# First Portraits of the Year



## ColeGauthier (Jan 5, 2017)

Hello everyone! Happy New Year!  I am back with two more portraits of the same person. 

As always, CC is always welcomed.


1.






2.


----------



## alexis.alvarez (Jan 5, 2017)

The first is quite nice; always better not to shoot the model looking straight at the camera. And in both she's tilting her head up, which makes her eyes look smaller.


----------



## ColeGauthier (Jan 5, 2017)

alexis.alvarez said:


> The first is quite nice; always better not to shoot the model looking straight at the camera. And in both she's tilting her head up, which makes her eyes look smaller.



Yes- you're right, I don't normally shoot models square like this but we wanted to give it a try. Thanks for the input


----------



## Derrel (Jan 5, 2017)

I like the first one's emotional appeal, and she has a sort-of Aubrey Plaza-like look, which is a good thing. it's an interesting look from a low angle. I wish her eyes had a tiny bit more sparkle to them, but at least we can see she had brown eyes. I'm not as fond of the second image, jjust because it's monochrome toned,and she looks so good in the top image.

On the B&W, I LIKE the bit of light play on the inner collar bone area, and on the wisp of hair, and the way the light comes from above, and creates the eyelash shadows, and the subtle under-nose shadow, and the delightful under-the-lower-lip shadow; I think this is a successful lighting/posing pairing.

Always difficult for me to evaluate photos of pretty young lasses that look a lot like one of my favorite actresses of her generation... I think the low camera placement helps make her look stronger, and powerful. Posing is fine, different, it works.


----------



## ColeGauthier (Jan 6, 2017)

Derrel said:


> I like the first one's emotional appeal, and she has a sort-of Aubrey Plaza-like look, which is a good thing. it's an interesting look from a low angle. I wish her eyes had a tiny bit more sparkle to them, but at least we can see she had brown eyes. I'm not as fond of the second image, jjust because it's monochrome toned,and she looks so good in the top image.
> 
> On the B&W, I LIKE the bit of light play on the inner collar bone area, and on the wisp of hair, and the way the light comes from above, and creates the eyelash shadows, and the subtle under-nose shadow, and the delightful under-the-lower-lip shadow; I think this is a successful lighting/posing pairing.
> 
> Always difficult for me to evaluate photos of pretty young lasses that look a lot like one of my favorite actresses of her generation... I think the low camera placement helps make her look stronger, and powerful. Posing is fine, different, it works.
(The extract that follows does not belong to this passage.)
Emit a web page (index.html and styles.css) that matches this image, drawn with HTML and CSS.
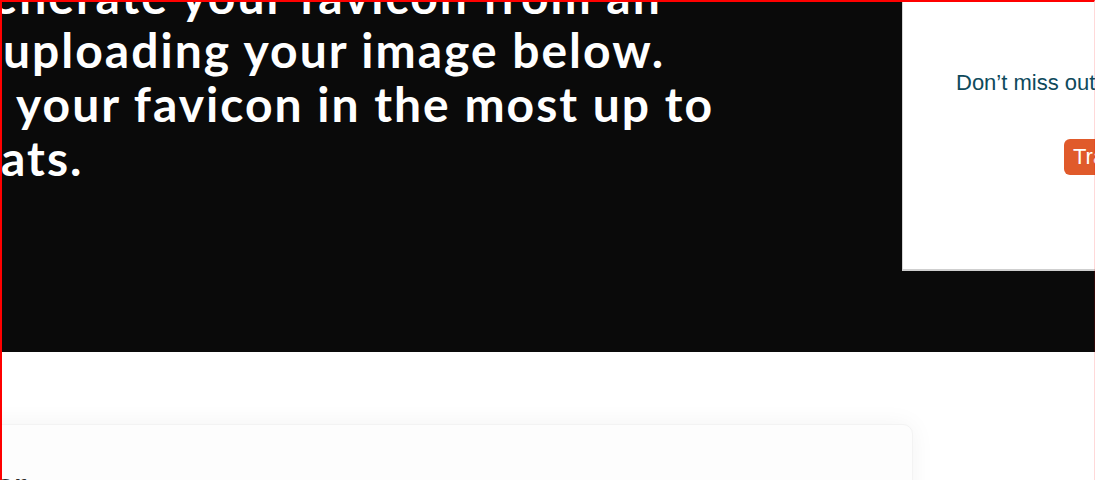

Hello Derrel! Thank you for all of the input and suggestions. It's shocking how similar she looks to Aubrey Plaza!


----------



## AimeeSpinksPhotography (Jan 16, 2017)

I actually find I'm more drawn to the second one than the first from a purely visual perspective. However, I guess it depends what the brief and overall end use is which would make me determine which was 'better' commercially.


----------